Shrink a thin provisioned VMDK disk
When maintaining a Horizon View environment I like to keep my parent images as small as possible and over time a thin provision disk can start to grow on you if you don’t watch it – be it from downloading installers, updates, or even running disk defrag. While there isn’t a simple, one click button in the View Administrator Console there is a fairly easy manual method using vmfkstools.
Before we can use “vmkfstools” to shrink the VMDK file we must zero out any unused space on the thin provisioned disk. A simple way of doing this is by using a free utility called SDelete from Sysinternals.
- Download SDelete onto the VM you want to shrink and run the following command, replacing [DRIVE:] with the actual drive letter to be reduced:
sdelete.exe -z [DRIVE:]
Note: In Linux VM’s you’ll want to run this command, replacing [PATH] with the actual path of the storage:
dd if=/dev/zero of=/[PATH]/zeroes bs=4096 && rm -f /[PATH]/zeroes
- Power off the VM and SSH into your ESXi host and navigate to the VMDK’s datastore -> directory and check the VM’s current size by typing:
Check virtual disk size:ls -lh *.vmdk
du -h *.vmdk
- Now we’ll punch all the zeroed blocks out of the VMDK file by typing, replacing [DISK] with the name of the VM VMDK file:
vmkfstools --punchzero [DISK].vmdk
- Once complete, again check the size by repeating step 2. If all went well you should now have a smaller VMDK file and newly reclaimed space!
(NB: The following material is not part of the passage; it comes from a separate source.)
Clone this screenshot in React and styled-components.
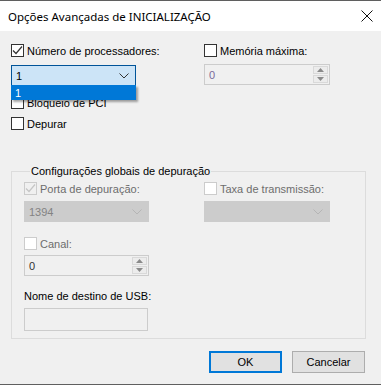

If you do this on the parent image of a View Pool the changes won’t be “pushed” out to the VM’s within the Pool until your next recompose.
I only have the vsphere hypervisor. So then after performing these steps, could I simply do a clone of the changed image with vmkfstool -i -d thin to achieve the same result?
Thanks!
I didn’t even have to clone it. after punchzero it was done! Perfect!
You don’t need vCenter to shrink the VMDK file as all these commands are done directly on the host itself.
-Michael
I tried to locate the vmdk file. but couldn’t find. when i tried it says permission denied or cannot locate. could you please guide me to find the vmdk file?
Nuwan, are you able to view the directory listing when going to /vmfs/volumes/ ? Find the folder your VM is located, then CD into it and follow the steps above.
Be aware that sdelete will inflate your thin provisioned disk before it can be shrunk using vmkfstools.
I was running low on datastore space, so I deleted a bunch of files from a VM, and tried to run sdelete, which resulted in VM stop. Luckily this was just test setup :-)
So you can’t use this to shrink your VM files if you are already low on datastore space (Chances are your VM will stop because your disks can’t expand enough).
My Linux VM showing 6 GB filesystem size through linux cli using df command but i am unable to reduce the .vmdk size less than 16 GB at esxi cli level. I have used above mentioned workaround at both the levels. the VMOS is thin provisioned. So how i can reduce the 16 GB size for an linux VM .vmdk file. where as in Windows VM there are no such issues.
Hi;
After performing these steps, I found the vmdk file with new lower size through esxi web console; but within ssh by ls command the file still has its previous size. Although the du command also shows the lower size same as web console. What is the problem?